In his view, McLellan asserted "without really justifying it" that the work "demands comparison with Hesiod and The Iliad, Paradise Lost and Genesis", while on the other hand Adams, "more convincingly" saw nothing in it but "an empty and pompous bore".
[5] In Christianity and Literature, Janice G. Neuleib wrote that the volume must have been carefully prepared, as it covered a wide range of viewpoints incorporating "the best of earlier works" alongside new essays, forming "as good an overview of Tolkien scholarship as one can find".

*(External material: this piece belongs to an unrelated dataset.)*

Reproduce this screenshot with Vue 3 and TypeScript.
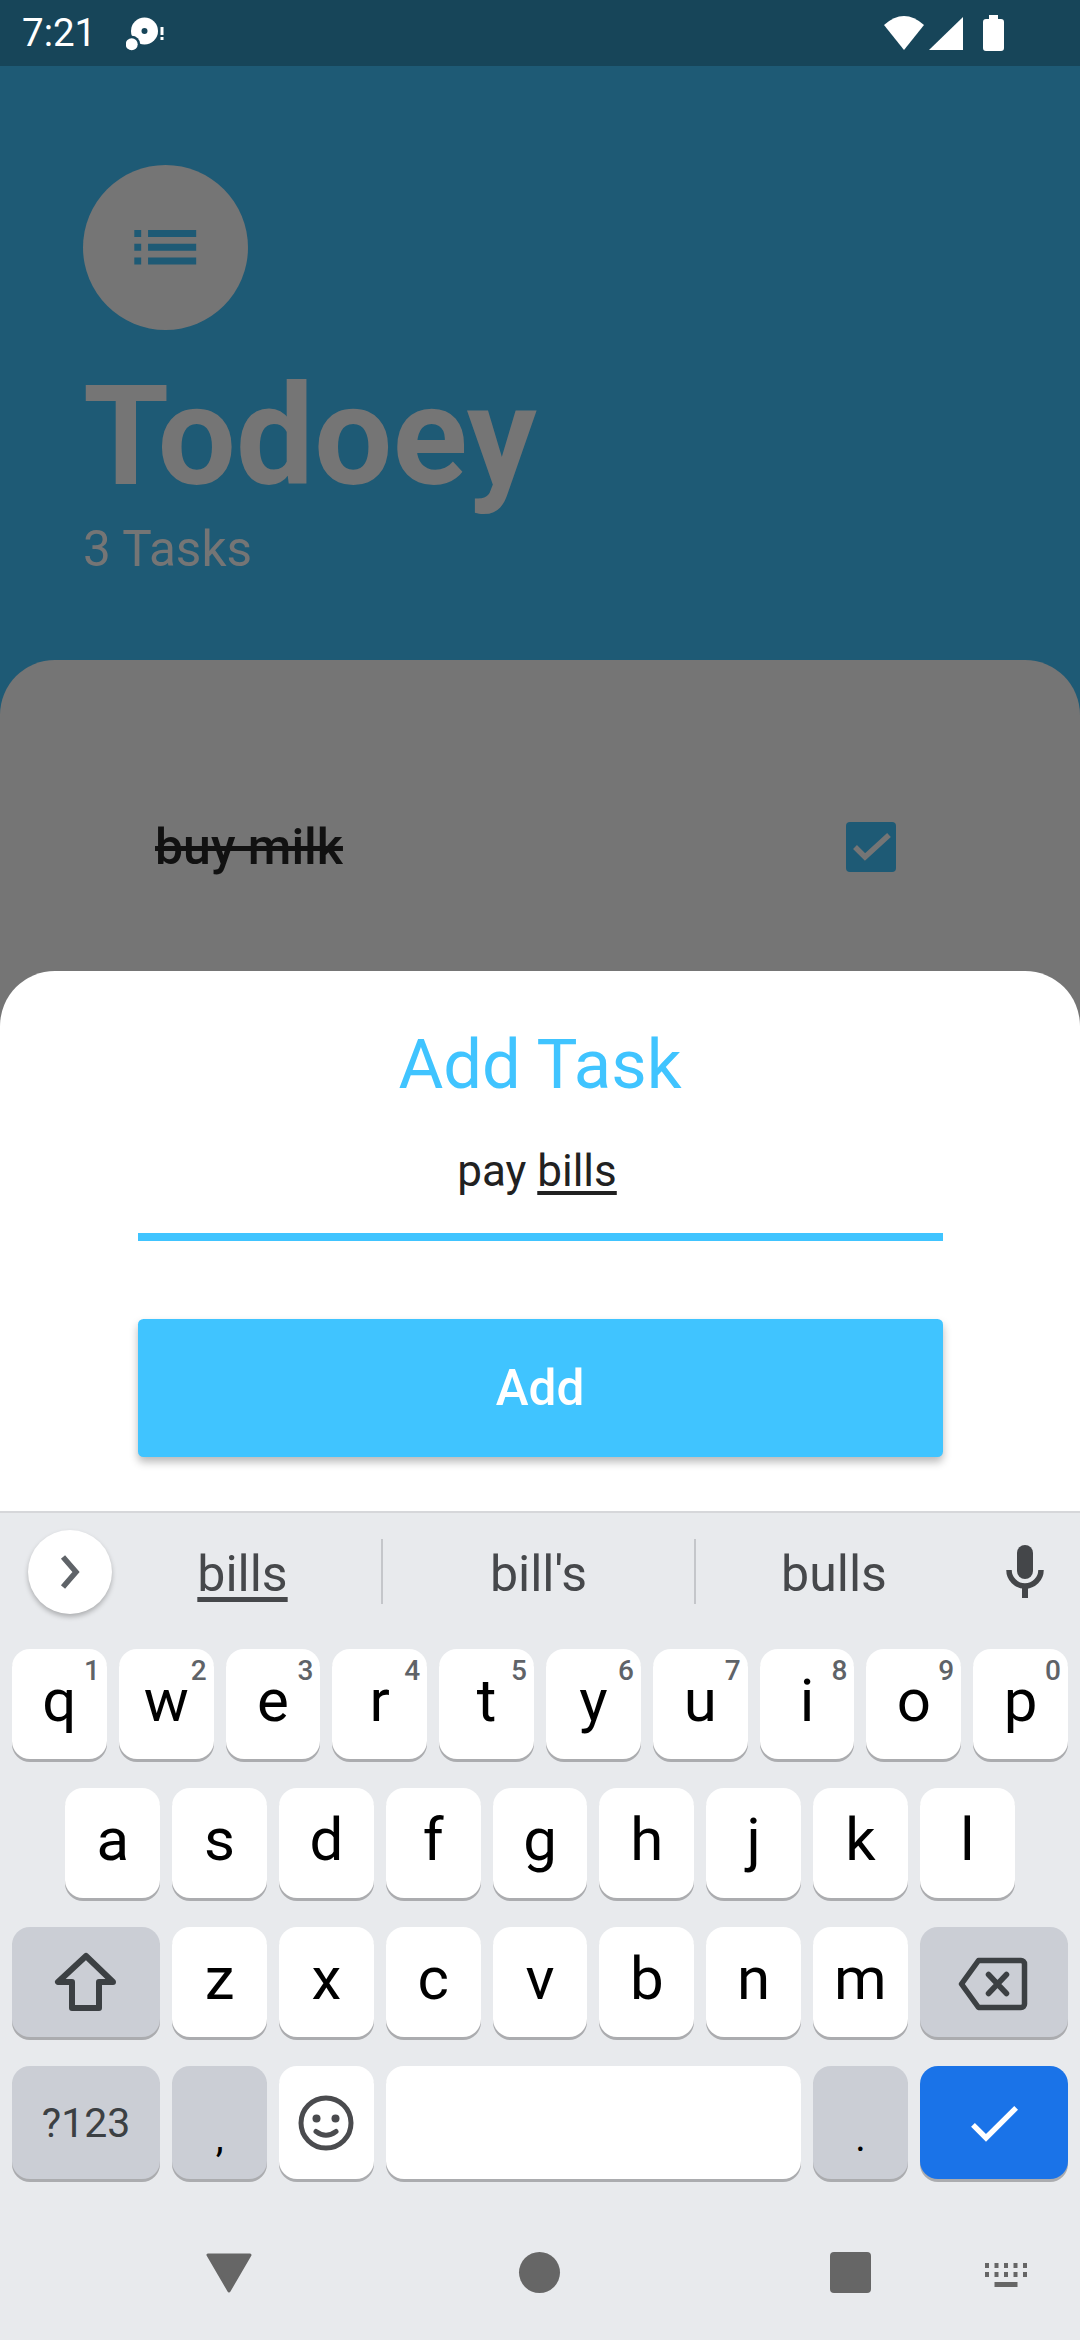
<script setup lang="ts">
interface LetterKey {
  label: string;
  hint?: string;
}

const topRow: LetterKey[] = [
  { label: 'q', hint: '1' },
  { label: 'w', hint: '2' },
  { label: 'e', hint: '3' },
  { label: 'r', hint: '4' },
  { label: 't', hint: '5' },
  { label: 'y', hint: '6' },
  { label: 'u', hint: '7' },
  { label: 'i', hint: '8' },
  { label: 'o', hint: '9' },
  { label: 'p', hint: '0' },
];
const middleRow = ['a', 's', 'd', 'f', 'g', 'h', 'j', 'k', 'l'];
const bottomRow = ['z', 'x', 'c', 'v', 'b', 'n', 'm'];
</script>

<template>
  <div class="screen">
    <header class="status">
      <div class="status-left">
        <span class="time">7:21</span>
        <svg width="40" height="40" viewBox="0 0 40 40">
          <circle cx="18.5" cy="18" r="13.5" fill="#fff" />
          <circle cx="18.5" cy="18" r="3" fill="#174559" />
          <circle cx="5.7" cy="31.3" r="8.5" fill="#174559" />
          <circle cx="5.7" cy="31.3" r="6" fill="#fff" />
          <rect x="34.5" y="14" width="3" height="8" fill="#fff" />
          <rect x="34.5" y="24" width="3" height="3" fill="#fff" />
        </svg>
      </div>
      <div class="status-right">
        <svg width="40" height="34" viewBox="0 0 40 34"><path fill="#fff" d="M0 9Q20 -9 40 9L20 34Z" /></svg>
        <svg width="34" height="34" viewBox="0 0 34 34"><path fill="#fff" d="M0 34H34V1Z" /></svg>
        <svg class="battery" width="21" height="36" viewBox="0 0 21 36"><path fill="#fff" d="M6 0H15V4H18A3 3 0 0 1 21 7V33A3 3 0 0 1 18 36H3A3 3 0 0 1 0 33V7A3 3 0 0 1 3 4H6Z" /></svg>
      </div>
    </header>

    <section class="head">
      <div class="avatar">
        <svg width="82.5" height="82.5" viewBox="0 0 24 24">
          <path fill="#1e5a75" d="M3 13h2v-2H3v2zm0 4h2v-2H3v2zm0-8h2V7H3v2zm4 4h14v-2H7v2zm0 4h14v-2H7v2zM7 7v2h14V7H7z" />
        </svg>
      </div>
      <h1 class="title">Todoey</h1>
      <p class="count">3 Tasks</p>
    </section>

    <section class="tasks">
      <div class="task">
        <span class="task-name">buy milk</span>
        <span class="checkbox">
          <svg width="50" height="50" viewBox="0 0 50 50">
            <path d="M9 25L19 35L43 13" fill="none" stroke="#757575" stroke-width="5.5" />
          </svg>
        </span>
      </div>
    </section>

    <div class="overlay">
      <section class="modal">
        <h2 class="modal-title">Add Task</h2>
        <div class="field">pay <u>bills</u></div>
        <button class="add-btn" type="button">Add</button>
      </section>

      <section class="keyboard">
        <div class="suggest">
          <span class="chev">
            <svg width="30" height="40" viewBox="0 0 30 40">
              <path d="M8 5L21 20L8 35" fill="none" stroke="#5f6368" stroke-width="5.5" />
            </svg>
          </span>
          <span class="word first"><u>bills</u></span>
          <span class="word">bill's</span>
          <span class="word last">bulls</span>
          <svg class="mic" width="60" height="70" viewBox="0 0 60 70">
            <rect x="22" y="10" width="16" height="34" rx="8" fill="#444649" />
            <path d="M14 35a16 16 0 0 0 32 0" fill="none" stroke="#444649" stroke-width="5.5" />
            <rect x="27" y="50" width="6" height="13" fill="#444649" />
          </svg>
        </div>

        <div class="keys">
          <button v-for="key in topRow" :key="key.label" class="key letter" type="button">
            {{ key.label }}<span class="hint">{{ key.hint }}</span>
          </button>

          <button
            v-for="(letter, i) in middleRow"
            :key="letter"
            class="key letter"
            :class="{ 'row-start': i === 0 }"
            type="button"
          >
            {{ letter }}
          </button>

          <button class="key mod wide" type="button">
            <svg width="72" height="72" viewBox="0 0 72 72">
              <path d="M36 10L8 36H22V62H49V36H63Z" fill="none" stroke="#3c4043" stroke-width="6" stroke-linejoin="round" />
            </svg>
          </button>
          <button v-for="letter in bottomRow" :key="letter" class="key letter" type="button">{{ letter }}</button>
          <button class="key mod wide" type="button">
            <svg width="80" height="66" viewBox="0 0 80 66">
              <path d="M7.5 35L24.5 11.5H67A3.5 3.5 0 0 1 70.5 15V55A3.5 3.5 0 0 1 67 58.5H24.5Z" fill="none" stroke="#3c4043" stroke-width="5.5" stroke-linejoin="round" />
              <path d="M34.5 25.5L52.5 44.5M52.5 25.5L34.5 44.5" fill="none" stroke="#3c4043" stroke-width="5.5" stroke-linecap="round" />
            </svg>
          </button>

          <button class="key mod wide sym" type="button">?123</button>
          <button class="key mod punct" type="button">,</button>
          <button class="key" type="button">
            <svg width="60" height="60" viewBox="0 0 60 60">
              <circle cx="30" cy="30" r="25" fill="none" stroke="#4a4b4e" stroke-width="5" />
              <circle cx="20.5" cy="25.5" r="4" fill="#4a4b4e" />
              <circle cx="39.5" cy="25.5" r="4" fill="#4a4b4e" />
              <path d="M20 38.5Q30 46 40 38.5" fill="none" stroke="#4a4b4e" stroke-width="5" stroke-linecap="round" />
            </svg>
          </button>
          <button class="key space" type="button"></button>
          <button class="key mod punct" type="button">.</button>
          <button class="key done wide" type="button">
            <svg width="64" height="64" viewBox="0 0 24 24">
              <path fill="#fff" d="M9 16.17L4.83 12l-1.42 1.41L9 19 21 7l-1.41-1.41z" />
            </svg>
          </button>
        </div>

        <nav class="nav">
          <span class="nav-slot"><svg width="46" height="40" viewBox="0 0 46 40"><path fill="#666" stroke="#666" stroke-width="3" stroke-linejoin="round" d="M2 2H44L23 38Z" /></svg></span>
          <span class="nav-slot"><span class="nav-home"></span></span>
          <span class="nav-slot"><span class="nav-recent"></span></span>
          <svg class="nav-kb" width="42" height="24" viewBox="0 0 42 24">
            <g fill="#666">
              <rect x="0" y="0" width="4" height="5" /><rect x="9.5" y="0" width="4" height="5" /><rect x="19" y="0" width="4" height="5" /><rect x="28.5" y="0" width="4" height="5" /><rect x="38" y="0" width="4" height="5" />
              <rect x="0" y="9" width="4" height="5" /><rect x="9.5" y="9" width="4" height="5" /><rect x="19" y="9" width="4" height="5" /><rect x="28.5" y="9" width="4" height="5" /><rect x="38" y="9" width="4" height="5" />
              <rect x="9.5" y="19" width="23" height="5" />
            </g>
          </svg>
        </nav>
      </section>
    </div>
  </div>
</template>

<style>
body {
  margin: 0;
  background: #e8eaed;
}
</style>

<style scoped>
.screen {
  position: relative;
  width: 1080px;
  height: 2340px;
  overflow: hidden;
  display: flex;
  flex-direction: column;
  background: #1e5a75;
  font-family: Roboto, "Liberation Sans", sans-serif;
}

.status {
  height: 66px;
  flex: none;
  display: flex;
  align-items: center;
  justify-content: space-between;
  padding: 0 76px 0 22px;
  background: #174559;
  color: #fff;
}
.status-left {
  display: flex;
  align-items: center;
  gap: 30px;
}
.time {
  font-size: 38.5px;
  line-height: 66px;
}
.status-right {
  display: flex;
  align-items: center;
  gap: 5px;
}
.battery {
  margin-left: 15px;
}

.head {
  flex: none;
  height: 594px;
  box-sizing: border-box;
  padding: 99px 0 0 83px;
}
.avatar {
  width: 165px;
  height: 165px;
  border-radius: 50%;
  background: #757575;
  display: flex;
  align-items: center;
  justify-content: center;
}
.title {
  margin: 26px 0 0;
  font-size: 139px;
  line-height: 161px;
  font-weight: 700;
  color: #757575;
}
.count {
  margin: 3px 0 0;
  font-size: 49.5px;
  line-height: 58px;
  color: #757575;
}

.tasks {
  flex: 1;
  background: #757575;
  border-radius: 55px 55px 0 0;
  padding: 162px 184px 0 155px;
}
.task {
  display: flex;
  align-items: center;
  justify-content: space-between;
  height: 50px;
}
.task-name {
  font-size: 50px;
  line-height: 52px;
  font-weight: 500;
  color: #111;
  text-decoration: line-through;
}
.checkbox {
  width: 50px;
  height: 50px;
  border-radius: 4px;
  background: #1e5a75;
  display: block;
}
.checkbox svg {
  display: block;
}

.overlay {
  position: absolute;
  left: 0;
  right: 0;
  bottom: 0;
}

.modal {
  background: #fff;
  border-radius: 55px 55px 0 0;
  padding: 52px 137.5px 54px;
}
.modal-title {
  margin: 0;
  font-size: 68.75px;
  line-height: 84px;
  font-weight: 400;
  text-align: center;
  color: #40c4ff;
}
.field {
  margin-top: 38px;
  padding: 0 6px 36px 0;
  border-bottom: 8.25px solid #40c4ff;
  font-size: 44px;
  line-height: 52px;
  text-align: center;
  color: #212121;
}
.field u {
  text-underline-offset: 5px;
}
.add-btn {
  display: block;
  width: 100%;
  height: 138px;
  margin-top: 78px;
  border: 0;
  border-radius: 5.5px;
  background: #40c4ff;
  color: #fff;
  font-family: inherit;
  font-size: 49.5px;
  font-weight: 500;
  box-shadow: 0 5px 8px rgba(0, 0, 0, 0.28);
}

.keyboard {
  background: #e8eaed;
  border-top: 2px solid #d6d7da;
}
.suggest {
  height: 136px;
  display: flex;
  align-items: flex-start;
  padding-left: 28px;
  color: #46484b;
}
.chev {
  flex: none;
  margin-top: 17px;
  width: 84px;
  height: 84px;
  border-radius: 50%;
  background: #fff;
  box-shadow: 0 3px 5px rgba(0, 0, 0, 0.25);
  display: flex;
  align-items: center;
  justify-content: center;
}
.word {
  flex: none;
  margin-top: 26px;
  width: 313px;
  height: 65px;
  box-sizing: border-box;
  border-left: 2.5px solid #c4c6ca;
  text-align: center;
  font-size: 50px;
  line-height: 70px;
}
.word u {
  text-underline-offset: 6px;
}
.word.first {
  width: 269px;
  border-left: 0;
  padding-right: 8px;
}
.word.last {
  width: 278px;
}
.mic {
  flex: none;
  margin: 22px 0 0 23px;
}

.keys {
  display: grid;
  grid-template-columns: repeat(20, 1fr);
  grid-template-rows: 110px 110px 110px 113px;
  column-gap: 12px;
  row-gap: 29px;
  padding: 0 12px;
}
.key {
  grid-column: span 2;
  border: 0;
  padding: 0;
  border-radius: 18px;
  background: #fff;
  box-shadow: 0 3px 0 #abacaf;
  color: #000;
  font-family: inherit;
  display: flex;
  align-items: center;
  justify-content: center;
  position: relative;
}
.letter {
  font-size: 60px;
  line-height: 70px;
  padding-bottom: 6px;
}
.row-start {
  grid-column: 2 / span 2;
}
.hint {
  position: absolute;
  top: 5px;
  right: 7px;
  font-size: 28px;
  line-height: 33px;
  font-weight: 500;
  color: #5f6368;
}
.mod {
  background: #cbced5;
}
.wide {
  grid-column: span 3;
}
.sym {
  font-size: 41px;
  color: #3c4043;
}
.punct {
  font-size: 40px;
  padding-top: 30px;
}
.space {
  grid-column: span 8;
}
.done {
  background: #1a73e8;
}

.nav {
  height: 161px;
  box-sizing: border-box;
  display: flex;
  align-items: center;
  padding: 26px 0 0 73px;
}
.nav-slot {
  width: 311px;
  display: flex;
  justify-content: center;
}
.nav-slot svg {
  display: block;
}
.nav-home {
  width: 41px;
  height: 41px;
  border-radius: 50%;
  background: #666;
}
.nav-recent {
  width: 41px;
  height: 41px;
  border-radius: 4px;
  background: #666;
}
.nav-kb {
  margin-left: -21px;
  margin-top: 4px;
}
</style>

[6] David M. Miller, reviewing the book in Modern Fiction Studies, calls Adams one of "the old guard", who "laments that The Silmarillion is not 'Son-of-Ring' and who wonders why people don't read the real stuff, rather than Tolkien's fakes."
Broadly welcoming the book, Miller comments that Timothy O'Neill's Jungian The Individuated Hobbit should have been mentioned; and if "the Procrustean Christians are invited, Jane Nitzsche's Tolkien's Art should be called.
He comments that the dislike of figures like Edmund Wilson and Germaine Greer for The Lord of the Rings is well known, but that the "excellent essays" in its defence by C. S. Lewis and W. H. Auden are less familiar, and very welcome in the collection.